Si hay un debate que consigue sacarme de mis casillas es el de las famosas modalidades insulares del catalán, porque constato que me encuentro entre dos fuegos, es decir, entre la posición de aquellos que, sin hablarlas jamás, sólo aluden a ellas para tratar de debilitar la unidad lingüística del catalán y la de aquellos otros que, en pro de esta última, están acabando con muchas de nuestras formas características de expresarnos.
Para empezar, habrá que concluir que cuando hablamos de modalidades insulares estamos reconociendo implícitamente que forman parte de una misma lengua, porque de lo contrario estaríamos hablando de distintos idiomas. Perdonen la profundidad de mi argumentación, pero es que en este debate hay que descender hasta un nivel de inteligencia límite como el que manifiestan sus impulsores.
Por tanto, la tontería supina de los grupúsculos que juegan a la confusión, unas veces hablando de modalidades insulares, y otras veces de la lengua báléà –cuantas más tildes, mejor-, es sólo eso, una verdadera diarrea intelectual que nada tiene que ver con la legítima defensa de las formas del catalán propias de nuestras islas y hasta de cada uno de nuestros pueblos.
Por otra parte, están también aquellos que, bienintencionados o convenientemente adoctrinados, consideran que defender el valor de las modalidades es tanto como cuestionar la unidad del catalán, lo que encierra un contrasentido evidente. Si nuestra lengua es la catalana, nuestras formas son tan “catalanas” como las de otros territorios en los que se habla.
Lo que sucede es que, obviamente, la potencia política central de nuestro ámbito lingüístico no está en las islas, sino en el Principat, y eso se ha notado, y mucho, a la hora de aceptar como normativas determinadas formas lingüísticas. Así, resulta que se incorporan como correctas expresiones con un origen tan claramente castellano como caldo –en lugar del genuino brou- sólo porque muchos catalanoparlantes de la Península han acuñado tal barbarismo, mientras que si aquí se te ocurre usar uno de los castellanismos de uso general y arraigado en las islas, entonces es que tu catalán es penoso. Hasta en los, por otra parte, geniales programas cómicos de la televisión catalana ridiculizan nuestros barbarismos más generalizados, con personajes como los imitadores de Tomeu Penya o de Rafel Nadal.

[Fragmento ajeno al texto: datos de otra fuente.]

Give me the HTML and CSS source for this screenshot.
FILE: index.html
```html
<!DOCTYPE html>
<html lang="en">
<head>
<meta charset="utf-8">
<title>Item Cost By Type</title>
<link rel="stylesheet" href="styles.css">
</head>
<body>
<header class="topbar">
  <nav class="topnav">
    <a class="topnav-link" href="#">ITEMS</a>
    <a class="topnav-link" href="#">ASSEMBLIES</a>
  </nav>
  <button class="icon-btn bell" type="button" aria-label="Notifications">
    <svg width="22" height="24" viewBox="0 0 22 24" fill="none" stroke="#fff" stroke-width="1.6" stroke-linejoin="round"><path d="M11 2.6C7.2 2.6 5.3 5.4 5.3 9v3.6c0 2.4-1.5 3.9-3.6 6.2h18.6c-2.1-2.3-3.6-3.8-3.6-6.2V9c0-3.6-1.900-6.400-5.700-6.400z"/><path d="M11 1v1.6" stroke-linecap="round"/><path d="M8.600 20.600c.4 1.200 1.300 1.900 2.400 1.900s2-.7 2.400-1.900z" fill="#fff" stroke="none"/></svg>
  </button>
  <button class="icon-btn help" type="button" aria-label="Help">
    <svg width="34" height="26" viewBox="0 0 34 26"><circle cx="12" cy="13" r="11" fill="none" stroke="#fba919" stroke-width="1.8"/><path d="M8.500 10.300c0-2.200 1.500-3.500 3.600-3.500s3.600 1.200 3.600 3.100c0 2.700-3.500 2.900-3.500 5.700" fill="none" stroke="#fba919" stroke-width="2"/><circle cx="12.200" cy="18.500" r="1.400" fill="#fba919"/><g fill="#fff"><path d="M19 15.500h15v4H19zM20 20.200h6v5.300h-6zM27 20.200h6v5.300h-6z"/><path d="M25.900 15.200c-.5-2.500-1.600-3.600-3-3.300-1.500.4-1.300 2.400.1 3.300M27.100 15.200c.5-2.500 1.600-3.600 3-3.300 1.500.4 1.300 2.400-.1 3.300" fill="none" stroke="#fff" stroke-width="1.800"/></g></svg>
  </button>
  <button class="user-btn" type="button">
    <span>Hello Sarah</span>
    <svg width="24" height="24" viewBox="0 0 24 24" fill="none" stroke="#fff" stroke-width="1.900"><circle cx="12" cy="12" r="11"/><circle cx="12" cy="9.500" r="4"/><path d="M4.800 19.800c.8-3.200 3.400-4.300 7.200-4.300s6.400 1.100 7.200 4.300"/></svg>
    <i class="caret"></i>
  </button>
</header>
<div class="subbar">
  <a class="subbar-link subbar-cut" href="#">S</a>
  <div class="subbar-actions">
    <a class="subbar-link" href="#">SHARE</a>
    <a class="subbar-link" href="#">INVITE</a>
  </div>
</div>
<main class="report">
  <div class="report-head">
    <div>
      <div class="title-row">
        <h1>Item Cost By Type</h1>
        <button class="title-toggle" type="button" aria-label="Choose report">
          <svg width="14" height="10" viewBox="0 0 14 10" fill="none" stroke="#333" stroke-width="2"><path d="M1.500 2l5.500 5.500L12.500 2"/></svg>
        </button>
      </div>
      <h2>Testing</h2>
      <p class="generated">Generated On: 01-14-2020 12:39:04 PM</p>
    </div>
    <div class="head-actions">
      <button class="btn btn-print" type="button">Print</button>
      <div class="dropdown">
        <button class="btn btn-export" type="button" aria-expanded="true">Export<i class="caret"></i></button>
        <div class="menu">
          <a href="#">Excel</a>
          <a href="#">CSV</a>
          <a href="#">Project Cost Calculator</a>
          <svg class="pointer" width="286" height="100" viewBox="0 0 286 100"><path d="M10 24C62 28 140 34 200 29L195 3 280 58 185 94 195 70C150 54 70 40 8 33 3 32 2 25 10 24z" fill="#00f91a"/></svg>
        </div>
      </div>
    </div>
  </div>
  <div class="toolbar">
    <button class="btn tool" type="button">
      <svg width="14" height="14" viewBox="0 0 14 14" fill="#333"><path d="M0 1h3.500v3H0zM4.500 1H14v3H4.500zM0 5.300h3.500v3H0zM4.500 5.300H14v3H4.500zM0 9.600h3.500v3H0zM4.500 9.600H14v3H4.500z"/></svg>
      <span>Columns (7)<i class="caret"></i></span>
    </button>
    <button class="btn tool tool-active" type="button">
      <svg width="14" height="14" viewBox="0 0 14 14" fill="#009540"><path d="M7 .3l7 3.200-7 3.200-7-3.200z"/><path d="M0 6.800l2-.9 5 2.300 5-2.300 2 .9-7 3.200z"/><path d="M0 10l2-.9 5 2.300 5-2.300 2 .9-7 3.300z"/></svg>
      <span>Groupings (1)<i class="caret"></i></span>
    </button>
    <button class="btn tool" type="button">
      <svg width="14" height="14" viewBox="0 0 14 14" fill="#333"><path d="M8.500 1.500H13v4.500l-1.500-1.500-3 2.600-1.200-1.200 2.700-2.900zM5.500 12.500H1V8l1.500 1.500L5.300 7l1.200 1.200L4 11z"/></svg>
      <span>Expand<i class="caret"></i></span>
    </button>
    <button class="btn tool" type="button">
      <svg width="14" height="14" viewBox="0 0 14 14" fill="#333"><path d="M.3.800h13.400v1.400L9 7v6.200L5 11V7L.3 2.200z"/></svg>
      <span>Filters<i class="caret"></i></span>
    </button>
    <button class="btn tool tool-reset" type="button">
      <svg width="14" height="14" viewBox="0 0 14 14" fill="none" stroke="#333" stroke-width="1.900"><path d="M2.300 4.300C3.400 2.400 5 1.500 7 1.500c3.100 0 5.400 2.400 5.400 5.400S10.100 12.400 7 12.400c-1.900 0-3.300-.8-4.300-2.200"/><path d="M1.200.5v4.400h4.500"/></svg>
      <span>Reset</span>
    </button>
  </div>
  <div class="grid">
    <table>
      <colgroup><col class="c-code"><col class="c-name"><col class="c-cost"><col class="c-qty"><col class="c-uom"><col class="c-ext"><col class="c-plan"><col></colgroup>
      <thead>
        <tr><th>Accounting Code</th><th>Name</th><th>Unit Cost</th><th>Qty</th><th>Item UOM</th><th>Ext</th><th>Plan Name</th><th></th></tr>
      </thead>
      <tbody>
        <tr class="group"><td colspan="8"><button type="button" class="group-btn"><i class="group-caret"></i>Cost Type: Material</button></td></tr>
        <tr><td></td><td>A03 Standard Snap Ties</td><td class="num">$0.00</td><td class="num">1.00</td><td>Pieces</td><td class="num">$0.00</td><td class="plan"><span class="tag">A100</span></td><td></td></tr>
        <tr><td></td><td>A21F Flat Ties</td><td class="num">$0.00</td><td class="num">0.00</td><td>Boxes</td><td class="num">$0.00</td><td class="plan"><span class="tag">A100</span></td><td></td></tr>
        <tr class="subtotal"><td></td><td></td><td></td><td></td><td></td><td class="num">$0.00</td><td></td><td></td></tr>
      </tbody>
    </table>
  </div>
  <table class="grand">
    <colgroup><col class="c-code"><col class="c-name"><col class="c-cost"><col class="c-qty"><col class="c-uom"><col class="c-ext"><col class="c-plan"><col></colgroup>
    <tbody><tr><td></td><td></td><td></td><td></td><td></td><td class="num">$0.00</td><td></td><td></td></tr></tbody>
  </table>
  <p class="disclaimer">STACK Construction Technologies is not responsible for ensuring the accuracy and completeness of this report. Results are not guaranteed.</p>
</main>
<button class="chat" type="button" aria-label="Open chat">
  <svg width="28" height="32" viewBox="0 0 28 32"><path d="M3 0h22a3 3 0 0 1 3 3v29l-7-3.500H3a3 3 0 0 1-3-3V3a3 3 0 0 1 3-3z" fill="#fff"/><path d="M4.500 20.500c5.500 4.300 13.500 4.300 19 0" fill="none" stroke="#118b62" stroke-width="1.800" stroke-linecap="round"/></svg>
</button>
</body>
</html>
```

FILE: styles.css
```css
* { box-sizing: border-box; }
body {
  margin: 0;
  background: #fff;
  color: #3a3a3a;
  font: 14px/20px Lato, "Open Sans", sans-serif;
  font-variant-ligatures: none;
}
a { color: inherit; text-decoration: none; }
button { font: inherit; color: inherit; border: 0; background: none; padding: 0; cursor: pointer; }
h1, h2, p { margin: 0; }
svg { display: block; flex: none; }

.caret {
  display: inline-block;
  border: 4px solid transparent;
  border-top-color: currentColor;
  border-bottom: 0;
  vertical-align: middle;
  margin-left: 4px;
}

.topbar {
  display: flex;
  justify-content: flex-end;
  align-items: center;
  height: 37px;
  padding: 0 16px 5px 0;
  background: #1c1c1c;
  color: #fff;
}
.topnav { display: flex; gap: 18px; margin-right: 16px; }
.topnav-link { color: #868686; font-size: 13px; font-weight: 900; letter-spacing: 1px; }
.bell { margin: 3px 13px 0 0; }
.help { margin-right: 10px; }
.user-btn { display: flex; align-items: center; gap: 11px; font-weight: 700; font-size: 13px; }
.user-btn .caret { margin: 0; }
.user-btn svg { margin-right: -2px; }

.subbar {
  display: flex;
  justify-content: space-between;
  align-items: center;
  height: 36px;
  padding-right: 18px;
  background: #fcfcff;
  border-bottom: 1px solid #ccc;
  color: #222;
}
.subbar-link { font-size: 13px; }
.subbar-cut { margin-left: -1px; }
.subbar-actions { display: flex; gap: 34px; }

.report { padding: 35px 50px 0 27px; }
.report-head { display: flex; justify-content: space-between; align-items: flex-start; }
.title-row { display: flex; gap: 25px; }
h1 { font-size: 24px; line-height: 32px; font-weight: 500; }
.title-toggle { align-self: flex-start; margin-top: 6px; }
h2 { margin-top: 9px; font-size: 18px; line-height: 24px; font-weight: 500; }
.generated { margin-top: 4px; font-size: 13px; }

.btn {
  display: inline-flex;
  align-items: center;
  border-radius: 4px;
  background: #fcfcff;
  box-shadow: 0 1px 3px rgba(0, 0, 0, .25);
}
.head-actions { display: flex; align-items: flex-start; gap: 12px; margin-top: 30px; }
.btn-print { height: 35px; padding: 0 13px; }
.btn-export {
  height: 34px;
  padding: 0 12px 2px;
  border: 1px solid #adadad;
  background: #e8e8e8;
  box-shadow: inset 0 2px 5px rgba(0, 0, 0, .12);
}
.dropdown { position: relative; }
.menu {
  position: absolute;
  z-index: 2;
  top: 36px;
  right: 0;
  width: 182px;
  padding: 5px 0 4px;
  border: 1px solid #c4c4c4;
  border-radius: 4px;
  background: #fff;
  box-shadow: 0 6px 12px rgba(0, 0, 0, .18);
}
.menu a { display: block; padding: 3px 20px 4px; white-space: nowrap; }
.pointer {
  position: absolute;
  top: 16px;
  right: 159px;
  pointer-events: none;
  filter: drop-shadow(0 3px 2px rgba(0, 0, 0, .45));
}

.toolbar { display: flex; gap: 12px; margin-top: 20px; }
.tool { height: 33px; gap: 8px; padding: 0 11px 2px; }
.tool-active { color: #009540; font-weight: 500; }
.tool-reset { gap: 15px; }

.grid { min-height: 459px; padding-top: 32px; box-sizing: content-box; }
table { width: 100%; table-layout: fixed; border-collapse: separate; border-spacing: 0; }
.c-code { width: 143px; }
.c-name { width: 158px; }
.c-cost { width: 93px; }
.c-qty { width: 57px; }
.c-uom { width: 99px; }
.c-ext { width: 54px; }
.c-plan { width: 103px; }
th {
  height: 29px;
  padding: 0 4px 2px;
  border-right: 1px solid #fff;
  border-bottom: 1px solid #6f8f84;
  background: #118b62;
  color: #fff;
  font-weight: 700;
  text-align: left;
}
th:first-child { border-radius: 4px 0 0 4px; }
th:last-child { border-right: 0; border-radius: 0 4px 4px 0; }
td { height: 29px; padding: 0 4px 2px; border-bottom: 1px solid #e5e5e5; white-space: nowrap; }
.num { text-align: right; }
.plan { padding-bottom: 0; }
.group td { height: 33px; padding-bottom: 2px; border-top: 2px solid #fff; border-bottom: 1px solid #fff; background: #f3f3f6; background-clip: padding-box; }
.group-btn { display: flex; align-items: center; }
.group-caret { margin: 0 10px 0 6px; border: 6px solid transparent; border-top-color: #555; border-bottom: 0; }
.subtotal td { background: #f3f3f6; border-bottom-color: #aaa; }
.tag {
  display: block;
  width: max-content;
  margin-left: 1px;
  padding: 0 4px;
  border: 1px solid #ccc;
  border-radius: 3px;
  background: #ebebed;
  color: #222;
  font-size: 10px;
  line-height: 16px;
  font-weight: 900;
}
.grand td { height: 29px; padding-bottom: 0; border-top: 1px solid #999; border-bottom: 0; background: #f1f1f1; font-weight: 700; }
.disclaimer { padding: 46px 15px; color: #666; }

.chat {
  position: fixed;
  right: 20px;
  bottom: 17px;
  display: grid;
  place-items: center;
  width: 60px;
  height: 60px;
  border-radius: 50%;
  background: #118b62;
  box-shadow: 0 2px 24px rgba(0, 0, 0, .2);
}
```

No vean el más mínimo complejo en ello, al contrario. Lo cierto es que, si no fuera por la colosal obra de Mossèn Alcover y de Francesc de Borja Moll –inigualada en todo el ámbito lingüístico catalán-, muchas de nuestras formas de expresión se habrían perdido para siempre.
Aun así, hay que aclarar –porque los veo venir por ahí- que lo que no se puede pretender es confundir el registro formal –lo que habitualmente se llama el catalán estándar- con el habla propia de cada territorio o comarca, aunque tampoco creo que merezcamos que en dicho registro formal debamos introducir necesariamente expresiones totalmente ajenas a nuestra forma de expresarnos, como sucede a menudo. Nosotros también tenemos y aportamos a la riqueza del catalán términos absolutamente formales que no usan jamás los catalanoparlantes peninsulares, o sólo lo hacen en algunas zonas. Me refiero, y es un ejemplo real, al uso en los escritos del pronombre personal us en lugar de nuestro correctísimo vos, entre otros intentos de relegar nuestro catalán a un estatus inferior, meramente coloquial. En eso se unen ambos extremos, en considerar nuestro catalán como algo propio –valga la arcaica expresión- de payeses y criadas.

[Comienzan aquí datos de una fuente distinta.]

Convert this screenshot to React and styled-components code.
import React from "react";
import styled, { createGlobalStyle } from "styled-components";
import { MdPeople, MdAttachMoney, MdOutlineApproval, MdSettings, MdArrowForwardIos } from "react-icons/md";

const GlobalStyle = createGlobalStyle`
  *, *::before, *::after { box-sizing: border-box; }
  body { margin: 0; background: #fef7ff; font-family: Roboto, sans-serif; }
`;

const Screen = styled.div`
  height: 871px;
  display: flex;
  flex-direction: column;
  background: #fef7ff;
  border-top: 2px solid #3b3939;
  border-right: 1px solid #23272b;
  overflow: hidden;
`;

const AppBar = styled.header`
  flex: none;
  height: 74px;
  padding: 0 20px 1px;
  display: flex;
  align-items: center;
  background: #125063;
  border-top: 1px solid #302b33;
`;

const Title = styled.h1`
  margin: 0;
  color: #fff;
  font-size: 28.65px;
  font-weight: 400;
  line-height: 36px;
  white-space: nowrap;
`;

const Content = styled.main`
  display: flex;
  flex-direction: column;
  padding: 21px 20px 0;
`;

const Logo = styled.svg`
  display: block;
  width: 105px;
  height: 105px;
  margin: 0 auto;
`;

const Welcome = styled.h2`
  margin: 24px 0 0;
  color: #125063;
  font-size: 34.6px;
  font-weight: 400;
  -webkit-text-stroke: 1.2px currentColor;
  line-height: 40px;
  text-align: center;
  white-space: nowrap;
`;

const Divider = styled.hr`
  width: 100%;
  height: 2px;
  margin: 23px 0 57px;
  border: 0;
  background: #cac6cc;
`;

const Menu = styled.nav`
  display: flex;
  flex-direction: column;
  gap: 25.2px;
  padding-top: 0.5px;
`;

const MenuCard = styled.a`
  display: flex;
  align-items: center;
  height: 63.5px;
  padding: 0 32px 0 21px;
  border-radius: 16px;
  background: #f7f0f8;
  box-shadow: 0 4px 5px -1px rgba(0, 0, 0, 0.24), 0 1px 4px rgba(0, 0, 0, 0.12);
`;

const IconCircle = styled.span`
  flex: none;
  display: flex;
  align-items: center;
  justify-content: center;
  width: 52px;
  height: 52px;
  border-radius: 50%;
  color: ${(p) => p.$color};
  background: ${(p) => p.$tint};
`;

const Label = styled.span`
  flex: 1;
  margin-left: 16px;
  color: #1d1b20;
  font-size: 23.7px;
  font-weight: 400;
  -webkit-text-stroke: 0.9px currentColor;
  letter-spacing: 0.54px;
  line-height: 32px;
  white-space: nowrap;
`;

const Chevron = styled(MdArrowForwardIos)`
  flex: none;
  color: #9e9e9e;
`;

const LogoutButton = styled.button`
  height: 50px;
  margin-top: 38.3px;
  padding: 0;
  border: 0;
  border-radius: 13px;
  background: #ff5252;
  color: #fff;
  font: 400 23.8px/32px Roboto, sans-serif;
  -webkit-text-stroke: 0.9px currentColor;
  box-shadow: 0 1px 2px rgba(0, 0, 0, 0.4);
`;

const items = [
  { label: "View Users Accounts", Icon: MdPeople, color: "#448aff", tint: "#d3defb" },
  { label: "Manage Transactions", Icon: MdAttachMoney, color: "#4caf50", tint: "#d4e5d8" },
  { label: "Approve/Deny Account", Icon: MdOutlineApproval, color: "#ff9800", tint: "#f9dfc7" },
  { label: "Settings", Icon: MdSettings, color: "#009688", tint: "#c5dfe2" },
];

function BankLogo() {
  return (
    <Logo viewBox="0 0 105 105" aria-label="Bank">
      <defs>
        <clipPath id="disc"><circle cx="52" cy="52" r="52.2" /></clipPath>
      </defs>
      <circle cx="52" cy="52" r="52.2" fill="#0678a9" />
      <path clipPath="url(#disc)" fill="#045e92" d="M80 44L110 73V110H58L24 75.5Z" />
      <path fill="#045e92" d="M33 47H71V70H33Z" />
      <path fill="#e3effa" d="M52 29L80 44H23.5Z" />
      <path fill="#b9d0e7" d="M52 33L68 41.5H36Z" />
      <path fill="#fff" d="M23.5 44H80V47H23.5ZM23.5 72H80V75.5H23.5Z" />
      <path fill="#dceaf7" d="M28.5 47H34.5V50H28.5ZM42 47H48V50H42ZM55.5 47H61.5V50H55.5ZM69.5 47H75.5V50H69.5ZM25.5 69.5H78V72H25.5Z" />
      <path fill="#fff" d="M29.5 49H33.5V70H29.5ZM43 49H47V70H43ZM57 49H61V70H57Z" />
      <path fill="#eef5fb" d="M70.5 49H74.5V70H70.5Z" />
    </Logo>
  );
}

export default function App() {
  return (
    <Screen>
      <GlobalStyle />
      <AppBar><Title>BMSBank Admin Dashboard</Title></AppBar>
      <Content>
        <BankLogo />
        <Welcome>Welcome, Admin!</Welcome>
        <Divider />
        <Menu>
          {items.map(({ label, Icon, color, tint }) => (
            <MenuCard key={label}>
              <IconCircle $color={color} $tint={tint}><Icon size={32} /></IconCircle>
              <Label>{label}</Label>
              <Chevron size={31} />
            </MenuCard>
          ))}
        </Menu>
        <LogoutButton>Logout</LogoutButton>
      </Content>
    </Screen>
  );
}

La conclusión del asunto es que, además de un mandato estatutario, tenemos el deber moral de legar a nuestros hijos nuestra lengua de la forma más íntegra posible. En Palma, esta batalla está prácticamente perdida, curiosamente entre las generaciones que mejor instrucción han recibido en lengua catalana, alejadas del autodidactismo con tropezones que caracteriza a sus predecesores.
En la Mallorca rural y sobre todo en Menorca, por fortuna, nuestro catalán sobrevive, aunque también peligra por la inmensa capacidad de penetración del castellano y el crecimiento de las poblaciones venidas de otros países.
A todo esto, los intentos de Bauzá –que, por cierto, habla un catalán estándar más que aceptable para ser castellanoparlante- de vestir su obsesión anticatalana con la pretendida defensa de las modalidades insulares no cuelan, porque se le ve el plumero. Además, la industria editorial no está por la labor de hacer tiradas ridículas de cada uno de los libros de texto, porque los suyo es un negocio, no una ONG. Otra cosa es que se cumpla, de una puñetera vez, el mandato estatutario, algo con lo que estoy absolutamente de acuerdo, porque por algo nuestro Estatut fue aprobado por unanimidad.